Prisha Dureja

Prisha Dureja

Grade: 10

School: Delhi Public School

City: Rohini

Topic: Ariel

The sky above us has numerous wonders that hold many possibilities and mysteries. Ariel- Uranus’s fourth-largest, second closest, and brightest natural satellite has many appealing features that spiked up my curiosity and convinced me that it could be one of many wonders that can be home to new possibilities and provide us answers to old mysteries.


Ariel is mainly composed of water ice and silicate rock. In a recent study conducted by Richard Cartwright of SETI institute, it was hypothesized the presence of NH3- and NH4- bearing components on its surface. Though these NH3 compounds would get decomposed due to the constant bombardment of charged particles by Uranus’s magnetosphere, the study put forward the plausibility that the presence of an overlying veneer of H2O ice might lessen the destruction rate of NH3- rich deposits on Ariel. NH3 acting as an efficient antifreeze might help in the constitution of a liquid ocean under Ariel’s surface. Also, tidal heating by Uranus may provide enough heat to preserve this ocean and make it a potential reservoir of water and life. NASA should send the Steam Propelled Autonomous Retrieval Robot for Ocean Worlds (SPARROW) to extract ice samples for further research in the field of astrobiology.
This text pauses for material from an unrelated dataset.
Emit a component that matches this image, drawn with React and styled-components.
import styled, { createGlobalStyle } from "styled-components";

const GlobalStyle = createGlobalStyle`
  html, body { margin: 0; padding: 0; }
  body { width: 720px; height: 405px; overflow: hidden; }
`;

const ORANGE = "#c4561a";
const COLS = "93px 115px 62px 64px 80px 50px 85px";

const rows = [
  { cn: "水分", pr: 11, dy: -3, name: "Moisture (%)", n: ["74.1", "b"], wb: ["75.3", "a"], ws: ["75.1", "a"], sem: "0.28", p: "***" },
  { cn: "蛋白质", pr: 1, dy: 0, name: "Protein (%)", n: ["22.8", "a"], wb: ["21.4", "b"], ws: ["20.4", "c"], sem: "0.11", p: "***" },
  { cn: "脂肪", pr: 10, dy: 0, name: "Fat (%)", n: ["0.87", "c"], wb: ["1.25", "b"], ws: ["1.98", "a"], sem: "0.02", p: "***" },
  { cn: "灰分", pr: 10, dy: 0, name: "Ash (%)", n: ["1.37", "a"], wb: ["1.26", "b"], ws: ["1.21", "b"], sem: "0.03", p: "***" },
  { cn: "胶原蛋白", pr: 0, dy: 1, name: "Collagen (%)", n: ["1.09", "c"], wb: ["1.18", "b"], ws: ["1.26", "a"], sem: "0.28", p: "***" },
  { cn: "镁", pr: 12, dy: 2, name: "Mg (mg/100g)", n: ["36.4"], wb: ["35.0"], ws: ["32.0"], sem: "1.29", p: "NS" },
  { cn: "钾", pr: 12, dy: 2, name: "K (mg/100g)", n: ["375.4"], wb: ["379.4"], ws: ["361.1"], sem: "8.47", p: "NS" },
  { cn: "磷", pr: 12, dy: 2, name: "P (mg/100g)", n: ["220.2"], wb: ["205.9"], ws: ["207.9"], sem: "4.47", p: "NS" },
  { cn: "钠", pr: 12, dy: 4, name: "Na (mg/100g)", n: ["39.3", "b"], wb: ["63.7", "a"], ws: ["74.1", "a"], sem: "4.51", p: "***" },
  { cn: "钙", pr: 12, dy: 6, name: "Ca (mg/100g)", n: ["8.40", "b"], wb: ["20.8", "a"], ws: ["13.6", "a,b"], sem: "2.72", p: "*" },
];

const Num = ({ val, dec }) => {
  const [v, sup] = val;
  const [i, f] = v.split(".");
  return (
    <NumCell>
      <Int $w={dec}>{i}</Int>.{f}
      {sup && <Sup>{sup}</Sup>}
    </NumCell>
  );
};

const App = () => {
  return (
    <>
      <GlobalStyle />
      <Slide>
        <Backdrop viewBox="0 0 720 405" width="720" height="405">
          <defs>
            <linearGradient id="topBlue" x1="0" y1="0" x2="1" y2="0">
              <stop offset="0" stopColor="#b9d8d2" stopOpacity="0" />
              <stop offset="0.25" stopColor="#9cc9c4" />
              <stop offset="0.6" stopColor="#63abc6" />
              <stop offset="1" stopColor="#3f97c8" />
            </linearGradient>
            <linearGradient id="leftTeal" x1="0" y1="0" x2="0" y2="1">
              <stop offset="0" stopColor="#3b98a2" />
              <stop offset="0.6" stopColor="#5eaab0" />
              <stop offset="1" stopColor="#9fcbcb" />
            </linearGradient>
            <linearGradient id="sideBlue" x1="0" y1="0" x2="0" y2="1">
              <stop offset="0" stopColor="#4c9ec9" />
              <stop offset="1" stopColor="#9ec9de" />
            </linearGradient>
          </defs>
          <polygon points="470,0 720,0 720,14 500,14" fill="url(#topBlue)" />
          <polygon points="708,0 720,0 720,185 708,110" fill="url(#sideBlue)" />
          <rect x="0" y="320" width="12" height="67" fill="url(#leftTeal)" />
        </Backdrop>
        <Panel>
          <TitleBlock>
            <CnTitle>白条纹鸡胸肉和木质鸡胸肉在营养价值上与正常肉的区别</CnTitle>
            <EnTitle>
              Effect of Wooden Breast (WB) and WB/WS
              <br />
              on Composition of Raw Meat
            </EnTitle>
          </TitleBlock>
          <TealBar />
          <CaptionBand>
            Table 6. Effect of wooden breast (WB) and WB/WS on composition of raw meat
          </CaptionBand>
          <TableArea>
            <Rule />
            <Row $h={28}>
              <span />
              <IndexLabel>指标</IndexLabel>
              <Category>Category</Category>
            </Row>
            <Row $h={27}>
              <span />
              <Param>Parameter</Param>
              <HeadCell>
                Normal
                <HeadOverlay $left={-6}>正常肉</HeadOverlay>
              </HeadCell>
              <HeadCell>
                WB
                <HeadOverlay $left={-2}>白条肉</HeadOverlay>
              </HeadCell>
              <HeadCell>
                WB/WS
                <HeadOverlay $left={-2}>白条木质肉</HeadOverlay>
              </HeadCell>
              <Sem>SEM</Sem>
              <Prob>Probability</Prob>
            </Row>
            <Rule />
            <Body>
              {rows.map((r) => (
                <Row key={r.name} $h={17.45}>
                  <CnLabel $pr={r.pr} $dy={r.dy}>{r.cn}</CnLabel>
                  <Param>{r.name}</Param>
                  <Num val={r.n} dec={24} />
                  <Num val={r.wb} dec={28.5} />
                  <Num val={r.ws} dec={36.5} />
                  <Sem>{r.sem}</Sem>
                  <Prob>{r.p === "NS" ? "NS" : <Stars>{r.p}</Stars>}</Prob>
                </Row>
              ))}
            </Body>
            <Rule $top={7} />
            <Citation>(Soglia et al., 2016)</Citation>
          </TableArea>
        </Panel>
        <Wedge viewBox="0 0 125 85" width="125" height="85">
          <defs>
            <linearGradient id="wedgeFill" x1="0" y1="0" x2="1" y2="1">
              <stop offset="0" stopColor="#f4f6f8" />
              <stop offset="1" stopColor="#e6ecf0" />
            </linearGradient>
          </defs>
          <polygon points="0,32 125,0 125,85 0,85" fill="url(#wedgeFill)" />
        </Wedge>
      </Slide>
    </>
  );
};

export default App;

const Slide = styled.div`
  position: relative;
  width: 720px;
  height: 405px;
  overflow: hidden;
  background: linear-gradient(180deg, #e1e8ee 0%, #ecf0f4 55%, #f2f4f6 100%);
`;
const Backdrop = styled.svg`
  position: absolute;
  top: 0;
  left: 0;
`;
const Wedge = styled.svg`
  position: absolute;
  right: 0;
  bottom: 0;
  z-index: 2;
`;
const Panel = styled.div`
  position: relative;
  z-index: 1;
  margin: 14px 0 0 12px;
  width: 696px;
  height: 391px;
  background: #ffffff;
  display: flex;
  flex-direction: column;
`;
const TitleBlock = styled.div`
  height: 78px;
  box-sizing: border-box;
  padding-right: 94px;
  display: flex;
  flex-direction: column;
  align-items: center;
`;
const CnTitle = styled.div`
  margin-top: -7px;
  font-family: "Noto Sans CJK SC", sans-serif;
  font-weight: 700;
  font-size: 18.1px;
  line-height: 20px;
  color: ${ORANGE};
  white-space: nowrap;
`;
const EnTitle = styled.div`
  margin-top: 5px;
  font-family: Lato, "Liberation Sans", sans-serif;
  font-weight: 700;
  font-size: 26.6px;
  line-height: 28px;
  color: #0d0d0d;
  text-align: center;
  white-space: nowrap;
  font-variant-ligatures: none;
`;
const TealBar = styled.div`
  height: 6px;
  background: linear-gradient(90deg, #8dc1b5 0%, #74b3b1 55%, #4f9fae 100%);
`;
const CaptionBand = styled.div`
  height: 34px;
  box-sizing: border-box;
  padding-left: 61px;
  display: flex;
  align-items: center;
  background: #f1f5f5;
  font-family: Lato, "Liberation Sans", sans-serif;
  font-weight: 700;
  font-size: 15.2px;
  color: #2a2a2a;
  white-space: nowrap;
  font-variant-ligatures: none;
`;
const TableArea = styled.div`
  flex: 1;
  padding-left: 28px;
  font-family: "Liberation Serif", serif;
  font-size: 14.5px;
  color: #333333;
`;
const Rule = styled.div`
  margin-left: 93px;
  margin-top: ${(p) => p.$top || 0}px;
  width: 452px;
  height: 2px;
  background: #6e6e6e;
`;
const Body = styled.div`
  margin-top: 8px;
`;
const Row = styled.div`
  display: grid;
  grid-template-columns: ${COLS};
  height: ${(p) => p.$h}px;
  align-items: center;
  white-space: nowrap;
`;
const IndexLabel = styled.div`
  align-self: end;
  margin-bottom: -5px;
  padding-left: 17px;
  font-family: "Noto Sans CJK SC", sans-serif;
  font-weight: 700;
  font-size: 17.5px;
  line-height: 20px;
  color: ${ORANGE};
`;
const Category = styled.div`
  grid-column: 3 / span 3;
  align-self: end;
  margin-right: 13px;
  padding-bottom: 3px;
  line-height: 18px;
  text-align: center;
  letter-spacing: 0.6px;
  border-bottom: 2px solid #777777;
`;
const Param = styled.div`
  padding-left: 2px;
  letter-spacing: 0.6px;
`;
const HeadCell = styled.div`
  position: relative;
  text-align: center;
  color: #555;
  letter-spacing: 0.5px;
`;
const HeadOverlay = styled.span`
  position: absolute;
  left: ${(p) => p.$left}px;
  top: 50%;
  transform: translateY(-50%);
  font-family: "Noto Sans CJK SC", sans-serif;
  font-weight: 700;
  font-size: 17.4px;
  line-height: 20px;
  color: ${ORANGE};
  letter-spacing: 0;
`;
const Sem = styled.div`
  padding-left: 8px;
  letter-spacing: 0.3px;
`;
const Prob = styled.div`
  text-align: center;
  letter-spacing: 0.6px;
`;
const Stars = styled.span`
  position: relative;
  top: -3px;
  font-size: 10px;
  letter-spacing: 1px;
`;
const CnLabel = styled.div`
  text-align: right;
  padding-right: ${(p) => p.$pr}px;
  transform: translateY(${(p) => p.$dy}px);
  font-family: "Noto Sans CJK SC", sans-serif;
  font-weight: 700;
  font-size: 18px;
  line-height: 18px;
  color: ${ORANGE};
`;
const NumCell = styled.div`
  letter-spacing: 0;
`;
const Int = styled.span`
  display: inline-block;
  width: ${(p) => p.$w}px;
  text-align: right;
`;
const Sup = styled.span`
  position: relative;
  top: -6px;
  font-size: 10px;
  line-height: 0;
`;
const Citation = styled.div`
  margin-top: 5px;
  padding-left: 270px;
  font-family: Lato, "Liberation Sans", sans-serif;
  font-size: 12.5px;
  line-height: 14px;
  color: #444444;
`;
A high amount of CO2 on this radiant satellite also made me extremely inquisitive about it. Here, the interaction of water-ice with charged particles may result in the decomposition of organic compounds trapped in it and form carbon-rich tholins that can nurture life. The bacteria ‘Deinococcus radiodurans’, one of the most radiation-resistant organisms known, can be sent here for experiments.

Furthermore, Ariel and other Uranus’s moons show many similarities to dwarf planets in the Kuiper Belt, thus sending a probe to Ariel can also reveal the enigmas of objects hidden in the darkness of the Kuiper Belt.